The beaches here are named Front, Back, Pineapple and Strawberry, with the last two the ugliest, despite their pretty names. I was at all four as a child. Each time I traveled to Vung Tau, I would pass a cemetery with hundreds of French graves. It was razed in 1983. Like all conquerers, the French never thought they would be expelled. Grabbing this land from the Cambodians in 1658, the Vietnamese established three villages named Thắng Nhất [First Victory], Thắng Nhị [Second Victory] and Thắng Tam [Third Victory].
Malay pirates established a stronghold here in the 18th and 19th centuries. In the 1960s, Yankee and Aussie grunts relaxed on its beaches, then entered bars with names like Olympia, Flower, US Moon or Milano to pick up prostitutes. In the 1980s, thousands of Russians and Azerbaijanis came to work for Vietsovpetro, a Vietnamese/Russian oil and gas exploration company. Now, there are around 600 Russians here, but most are walled off inside their own compound. Those who’ve ventured out have opened at least three restaurants, so don’t despair if you must have some decent borscht while in Vung Tau.

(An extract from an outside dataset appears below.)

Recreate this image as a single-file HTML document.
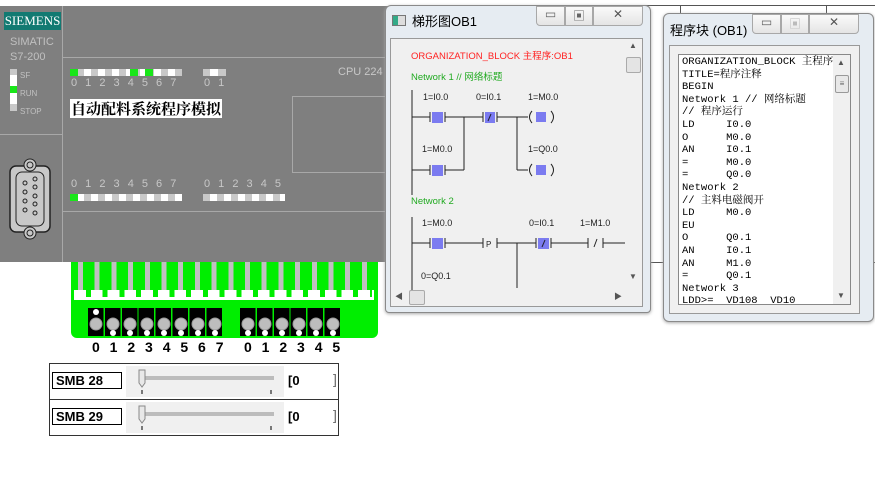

Near Front Beach, I saw a billboard advertising Paramount, a cable channel showing Hollywood flicks. I recognized Tom Cruise, Marlon Brando in The Godfather and some GI in a Vietnam War film. While the Pentagon can’t seem to beat anybody, Hollywood has colonized hearts and minds for decades, with Americans among its billions of abject victims.
The adjacent billboard pitched Imperial Plaza, a shopping mall. Nearly all the faces on it were white. Vietnamese billboards for upscale private schools also feature mostly white kids. Though they are gross distortions of their student bodies, they reel in Vietnamese parents who want their kids to mix with whites. It’s the way forward, upward and, hopefully, even out.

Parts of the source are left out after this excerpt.